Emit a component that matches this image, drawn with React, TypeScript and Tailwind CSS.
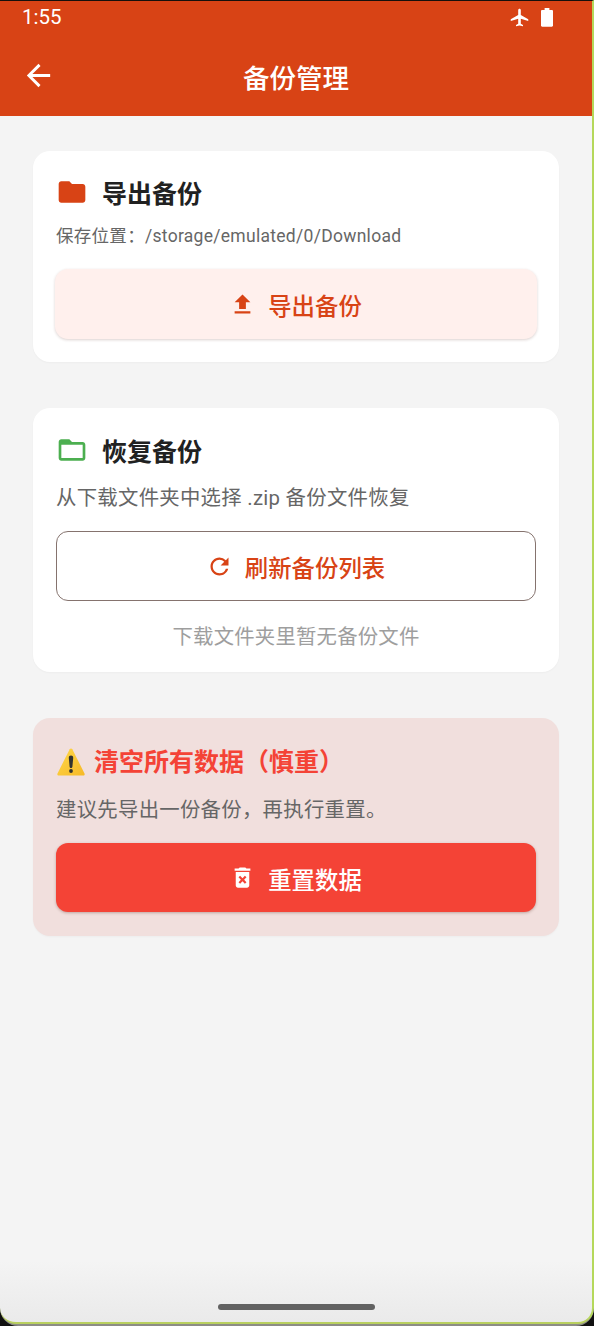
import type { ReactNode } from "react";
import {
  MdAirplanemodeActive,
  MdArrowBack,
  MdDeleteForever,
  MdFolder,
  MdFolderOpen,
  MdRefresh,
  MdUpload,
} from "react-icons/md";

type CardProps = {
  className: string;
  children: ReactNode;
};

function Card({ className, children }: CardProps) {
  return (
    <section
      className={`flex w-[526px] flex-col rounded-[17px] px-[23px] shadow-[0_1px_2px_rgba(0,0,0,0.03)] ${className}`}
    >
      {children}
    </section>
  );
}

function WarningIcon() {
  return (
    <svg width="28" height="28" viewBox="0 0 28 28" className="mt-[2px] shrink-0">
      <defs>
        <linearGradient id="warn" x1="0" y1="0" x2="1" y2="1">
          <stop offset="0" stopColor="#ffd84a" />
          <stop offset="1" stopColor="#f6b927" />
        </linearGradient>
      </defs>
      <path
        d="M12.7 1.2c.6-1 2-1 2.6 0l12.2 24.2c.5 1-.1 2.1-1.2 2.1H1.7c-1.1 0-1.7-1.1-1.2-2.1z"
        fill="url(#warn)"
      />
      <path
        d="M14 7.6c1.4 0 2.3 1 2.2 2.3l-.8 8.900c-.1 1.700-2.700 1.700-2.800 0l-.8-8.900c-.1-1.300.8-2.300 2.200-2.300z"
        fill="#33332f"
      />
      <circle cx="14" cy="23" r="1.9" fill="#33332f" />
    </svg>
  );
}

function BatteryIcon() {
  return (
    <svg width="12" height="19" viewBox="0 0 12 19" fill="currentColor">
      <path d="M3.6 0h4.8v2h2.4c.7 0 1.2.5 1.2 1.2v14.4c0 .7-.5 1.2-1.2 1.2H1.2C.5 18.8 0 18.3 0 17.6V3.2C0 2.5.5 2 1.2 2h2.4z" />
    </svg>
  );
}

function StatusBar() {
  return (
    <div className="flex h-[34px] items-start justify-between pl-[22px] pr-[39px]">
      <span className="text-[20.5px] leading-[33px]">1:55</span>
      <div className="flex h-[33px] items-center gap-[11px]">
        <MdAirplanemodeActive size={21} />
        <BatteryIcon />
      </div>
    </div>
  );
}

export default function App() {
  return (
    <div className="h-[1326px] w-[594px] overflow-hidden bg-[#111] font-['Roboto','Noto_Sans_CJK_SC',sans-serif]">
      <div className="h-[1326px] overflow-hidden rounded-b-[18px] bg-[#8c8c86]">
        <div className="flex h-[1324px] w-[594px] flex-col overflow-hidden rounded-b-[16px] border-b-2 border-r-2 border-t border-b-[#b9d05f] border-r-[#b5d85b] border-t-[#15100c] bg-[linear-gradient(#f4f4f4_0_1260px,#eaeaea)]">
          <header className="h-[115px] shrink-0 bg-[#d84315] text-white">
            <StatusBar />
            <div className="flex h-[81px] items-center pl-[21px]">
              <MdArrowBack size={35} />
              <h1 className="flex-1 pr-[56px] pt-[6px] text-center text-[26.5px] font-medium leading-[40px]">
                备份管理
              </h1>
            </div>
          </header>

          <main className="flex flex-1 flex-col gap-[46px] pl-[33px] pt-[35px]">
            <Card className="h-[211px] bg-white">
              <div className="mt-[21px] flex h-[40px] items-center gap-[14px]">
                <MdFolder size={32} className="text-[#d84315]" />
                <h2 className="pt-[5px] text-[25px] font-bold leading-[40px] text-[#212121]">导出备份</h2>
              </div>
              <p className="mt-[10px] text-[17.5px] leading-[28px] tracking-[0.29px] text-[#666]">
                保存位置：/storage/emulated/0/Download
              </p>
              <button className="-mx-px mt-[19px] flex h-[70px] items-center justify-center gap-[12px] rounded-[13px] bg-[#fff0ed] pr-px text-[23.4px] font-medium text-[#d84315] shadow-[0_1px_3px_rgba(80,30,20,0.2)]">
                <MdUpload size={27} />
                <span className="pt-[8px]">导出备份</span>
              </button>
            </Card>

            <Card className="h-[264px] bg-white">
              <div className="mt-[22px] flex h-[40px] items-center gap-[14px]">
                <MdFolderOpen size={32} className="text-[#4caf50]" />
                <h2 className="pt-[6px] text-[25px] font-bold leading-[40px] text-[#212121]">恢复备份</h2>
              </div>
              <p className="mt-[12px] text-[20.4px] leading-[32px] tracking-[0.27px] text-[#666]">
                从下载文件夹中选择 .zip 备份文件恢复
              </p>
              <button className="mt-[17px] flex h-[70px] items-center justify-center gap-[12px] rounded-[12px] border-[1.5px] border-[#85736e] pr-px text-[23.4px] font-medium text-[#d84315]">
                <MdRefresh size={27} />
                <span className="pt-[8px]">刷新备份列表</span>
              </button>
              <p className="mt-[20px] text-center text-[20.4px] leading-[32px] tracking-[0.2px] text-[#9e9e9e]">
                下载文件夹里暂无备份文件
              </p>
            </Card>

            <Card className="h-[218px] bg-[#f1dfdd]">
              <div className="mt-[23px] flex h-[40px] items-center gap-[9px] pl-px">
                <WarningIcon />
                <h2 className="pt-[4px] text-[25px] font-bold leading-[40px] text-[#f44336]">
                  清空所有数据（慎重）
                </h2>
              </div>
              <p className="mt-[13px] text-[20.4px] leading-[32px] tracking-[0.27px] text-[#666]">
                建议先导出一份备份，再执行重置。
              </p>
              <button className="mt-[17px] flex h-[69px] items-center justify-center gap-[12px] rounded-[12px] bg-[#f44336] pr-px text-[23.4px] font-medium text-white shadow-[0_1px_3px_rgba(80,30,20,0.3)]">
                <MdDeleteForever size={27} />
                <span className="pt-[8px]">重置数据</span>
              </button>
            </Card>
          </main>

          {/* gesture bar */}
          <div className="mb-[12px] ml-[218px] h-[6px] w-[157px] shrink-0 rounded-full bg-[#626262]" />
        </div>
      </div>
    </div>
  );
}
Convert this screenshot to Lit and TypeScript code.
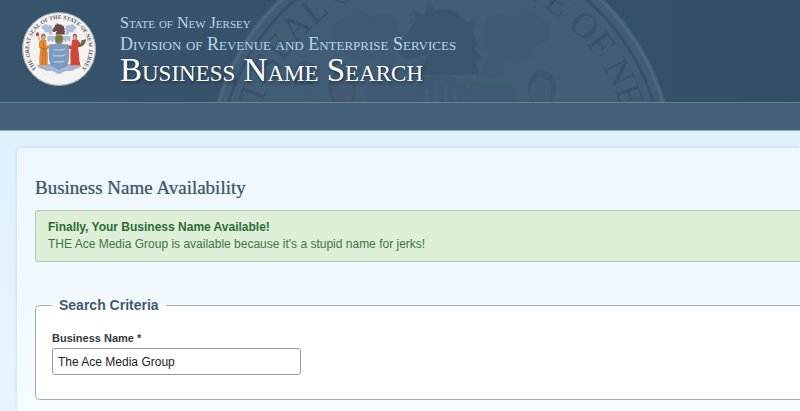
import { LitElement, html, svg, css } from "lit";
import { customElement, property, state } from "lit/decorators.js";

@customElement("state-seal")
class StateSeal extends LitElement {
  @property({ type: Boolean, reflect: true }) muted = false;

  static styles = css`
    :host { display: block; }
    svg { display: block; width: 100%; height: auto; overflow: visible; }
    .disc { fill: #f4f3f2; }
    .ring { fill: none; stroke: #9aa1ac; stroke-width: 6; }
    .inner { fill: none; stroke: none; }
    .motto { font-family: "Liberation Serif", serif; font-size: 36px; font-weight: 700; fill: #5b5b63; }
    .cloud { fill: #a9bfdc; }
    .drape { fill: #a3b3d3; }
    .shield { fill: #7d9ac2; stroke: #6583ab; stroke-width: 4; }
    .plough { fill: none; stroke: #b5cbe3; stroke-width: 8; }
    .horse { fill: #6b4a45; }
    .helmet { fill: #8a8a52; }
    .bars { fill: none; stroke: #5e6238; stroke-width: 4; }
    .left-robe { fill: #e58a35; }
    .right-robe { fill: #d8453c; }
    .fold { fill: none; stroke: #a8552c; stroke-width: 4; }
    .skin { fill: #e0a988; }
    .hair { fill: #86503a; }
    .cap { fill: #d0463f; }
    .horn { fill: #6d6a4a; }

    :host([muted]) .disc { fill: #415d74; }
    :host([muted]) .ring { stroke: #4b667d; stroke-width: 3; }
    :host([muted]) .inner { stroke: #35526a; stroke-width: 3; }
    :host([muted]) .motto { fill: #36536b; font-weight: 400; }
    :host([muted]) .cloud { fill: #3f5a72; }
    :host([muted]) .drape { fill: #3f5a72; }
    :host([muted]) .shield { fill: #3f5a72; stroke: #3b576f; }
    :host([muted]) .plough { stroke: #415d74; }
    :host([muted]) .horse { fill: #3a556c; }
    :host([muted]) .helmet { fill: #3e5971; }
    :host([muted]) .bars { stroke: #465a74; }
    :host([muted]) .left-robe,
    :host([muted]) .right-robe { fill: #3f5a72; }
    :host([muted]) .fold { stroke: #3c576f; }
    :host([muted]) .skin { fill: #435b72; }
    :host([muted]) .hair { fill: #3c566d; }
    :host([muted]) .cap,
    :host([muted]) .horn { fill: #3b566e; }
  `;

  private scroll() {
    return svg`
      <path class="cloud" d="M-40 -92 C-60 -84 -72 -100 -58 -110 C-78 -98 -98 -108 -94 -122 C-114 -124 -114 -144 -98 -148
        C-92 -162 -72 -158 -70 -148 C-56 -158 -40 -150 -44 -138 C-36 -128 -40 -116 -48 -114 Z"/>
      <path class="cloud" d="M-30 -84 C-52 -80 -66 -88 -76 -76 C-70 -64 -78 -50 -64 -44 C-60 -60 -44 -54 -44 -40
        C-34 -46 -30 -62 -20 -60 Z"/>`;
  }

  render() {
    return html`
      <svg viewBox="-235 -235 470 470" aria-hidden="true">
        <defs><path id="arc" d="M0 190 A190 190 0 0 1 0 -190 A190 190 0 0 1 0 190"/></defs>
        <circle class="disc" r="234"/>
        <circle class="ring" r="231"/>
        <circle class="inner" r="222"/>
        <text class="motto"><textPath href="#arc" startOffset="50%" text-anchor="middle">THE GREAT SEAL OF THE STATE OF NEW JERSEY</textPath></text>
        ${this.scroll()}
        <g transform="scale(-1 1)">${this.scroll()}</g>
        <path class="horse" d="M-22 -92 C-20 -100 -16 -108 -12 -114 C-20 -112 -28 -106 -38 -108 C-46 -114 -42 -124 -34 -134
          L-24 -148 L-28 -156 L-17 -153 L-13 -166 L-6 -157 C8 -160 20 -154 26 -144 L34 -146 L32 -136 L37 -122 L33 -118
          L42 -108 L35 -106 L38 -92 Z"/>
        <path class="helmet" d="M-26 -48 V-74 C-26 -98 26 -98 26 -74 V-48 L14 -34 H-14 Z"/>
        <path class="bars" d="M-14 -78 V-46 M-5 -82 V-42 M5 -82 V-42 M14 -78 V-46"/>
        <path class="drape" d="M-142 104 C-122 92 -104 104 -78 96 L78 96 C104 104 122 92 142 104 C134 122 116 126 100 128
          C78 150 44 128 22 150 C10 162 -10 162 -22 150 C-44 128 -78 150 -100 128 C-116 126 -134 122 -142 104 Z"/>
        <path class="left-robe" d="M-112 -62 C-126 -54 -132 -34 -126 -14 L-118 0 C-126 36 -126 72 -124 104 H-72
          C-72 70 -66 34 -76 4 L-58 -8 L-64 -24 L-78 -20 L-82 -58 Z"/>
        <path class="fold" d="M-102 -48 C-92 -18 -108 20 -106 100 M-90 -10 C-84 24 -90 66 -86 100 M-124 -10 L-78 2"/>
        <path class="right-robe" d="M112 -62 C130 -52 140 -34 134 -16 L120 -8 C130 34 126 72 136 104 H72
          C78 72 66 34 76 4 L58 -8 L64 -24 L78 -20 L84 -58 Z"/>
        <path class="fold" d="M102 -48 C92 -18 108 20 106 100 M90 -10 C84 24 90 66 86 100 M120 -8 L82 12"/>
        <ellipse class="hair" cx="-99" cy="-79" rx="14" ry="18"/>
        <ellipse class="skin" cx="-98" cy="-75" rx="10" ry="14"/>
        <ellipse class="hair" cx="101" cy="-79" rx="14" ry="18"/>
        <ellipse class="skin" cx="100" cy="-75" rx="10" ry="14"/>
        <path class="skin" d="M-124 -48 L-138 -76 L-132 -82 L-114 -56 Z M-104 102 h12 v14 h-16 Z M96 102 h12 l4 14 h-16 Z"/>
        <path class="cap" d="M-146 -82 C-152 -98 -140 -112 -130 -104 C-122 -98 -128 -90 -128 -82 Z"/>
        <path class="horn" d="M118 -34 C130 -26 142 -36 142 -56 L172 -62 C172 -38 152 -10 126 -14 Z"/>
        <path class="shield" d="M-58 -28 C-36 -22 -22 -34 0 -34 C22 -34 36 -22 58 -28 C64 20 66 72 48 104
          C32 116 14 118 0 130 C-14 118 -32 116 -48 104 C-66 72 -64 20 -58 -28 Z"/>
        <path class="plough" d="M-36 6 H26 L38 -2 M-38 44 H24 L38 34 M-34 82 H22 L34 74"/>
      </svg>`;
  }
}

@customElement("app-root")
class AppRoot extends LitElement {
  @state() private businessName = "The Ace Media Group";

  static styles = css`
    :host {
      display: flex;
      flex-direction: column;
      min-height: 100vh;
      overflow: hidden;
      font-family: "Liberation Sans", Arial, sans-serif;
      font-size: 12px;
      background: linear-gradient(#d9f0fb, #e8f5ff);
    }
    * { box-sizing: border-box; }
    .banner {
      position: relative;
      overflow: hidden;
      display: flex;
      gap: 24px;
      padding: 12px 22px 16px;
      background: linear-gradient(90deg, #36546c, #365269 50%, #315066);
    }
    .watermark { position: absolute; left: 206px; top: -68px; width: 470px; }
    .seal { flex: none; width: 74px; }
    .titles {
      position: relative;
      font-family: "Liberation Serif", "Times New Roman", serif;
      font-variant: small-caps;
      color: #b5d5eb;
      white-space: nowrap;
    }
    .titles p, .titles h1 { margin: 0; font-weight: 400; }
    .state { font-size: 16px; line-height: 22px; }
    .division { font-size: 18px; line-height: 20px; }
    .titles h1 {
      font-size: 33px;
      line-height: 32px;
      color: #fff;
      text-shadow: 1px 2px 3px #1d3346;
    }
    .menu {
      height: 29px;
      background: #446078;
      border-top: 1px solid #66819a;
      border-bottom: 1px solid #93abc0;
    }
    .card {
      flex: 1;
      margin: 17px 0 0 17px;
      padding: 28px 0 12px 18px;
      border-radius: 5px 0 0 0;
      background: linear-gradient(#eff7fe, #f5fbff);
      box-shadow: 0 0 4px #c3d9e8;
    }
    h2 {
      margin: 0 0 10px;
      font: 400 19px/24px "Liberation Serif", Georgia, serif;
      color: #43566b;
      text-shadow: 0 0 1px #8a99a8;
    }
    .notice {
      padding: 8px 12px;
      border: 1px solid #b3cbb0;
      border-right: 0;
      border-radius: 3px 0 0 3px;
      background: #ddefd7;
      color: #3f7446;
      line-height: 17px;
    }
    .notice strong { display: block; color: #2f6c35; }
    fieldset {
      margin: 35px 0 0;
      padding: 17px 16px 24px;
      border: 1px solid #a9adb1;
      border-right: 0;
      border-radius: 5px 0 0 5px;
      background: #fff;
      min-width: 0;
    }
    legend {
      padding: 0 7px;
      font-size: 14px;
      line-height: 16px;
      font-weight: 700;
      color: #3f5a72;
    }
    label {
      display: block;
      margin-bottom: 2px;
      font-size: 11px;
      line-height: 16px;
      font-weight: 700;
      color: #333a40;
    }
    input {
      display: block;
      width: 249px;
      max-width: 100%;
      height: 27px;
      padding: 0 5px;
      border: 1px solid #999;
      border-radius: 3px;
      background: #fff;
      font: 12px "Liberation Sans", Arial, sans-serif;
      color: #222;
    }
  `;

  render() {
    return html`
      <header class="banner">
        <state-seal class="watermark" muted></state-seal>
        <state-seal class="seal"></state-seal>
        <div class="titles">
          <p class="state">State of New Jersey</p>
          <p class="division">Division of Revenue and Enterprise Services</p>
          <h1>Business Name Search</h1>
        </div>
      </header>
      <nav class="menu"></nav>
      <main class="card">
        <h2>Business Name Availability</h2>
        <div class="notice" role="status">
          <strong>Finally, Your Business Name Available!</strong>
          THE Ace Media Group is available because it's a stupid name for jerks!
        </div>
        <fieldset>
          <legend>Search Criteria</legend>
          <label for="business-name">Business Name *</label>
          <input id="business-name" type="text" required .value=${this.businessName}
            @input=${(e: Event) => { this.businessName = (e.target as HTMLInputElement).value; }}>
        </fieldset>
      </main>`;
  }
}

■ ■ ■ ■ ■

#### Exercise aim
Write down exactly what the lines above say, from the line holding "Convert this screenshot" through the line holding "customElement, property, state", and nothing more. Do not copy the pictures.

#### Result
Convert this screenshot to Lit and TypeScript code.
import { LitElement, html, svg, css } from "lit";
import { customElement, property, state } from "lit/decorators.js";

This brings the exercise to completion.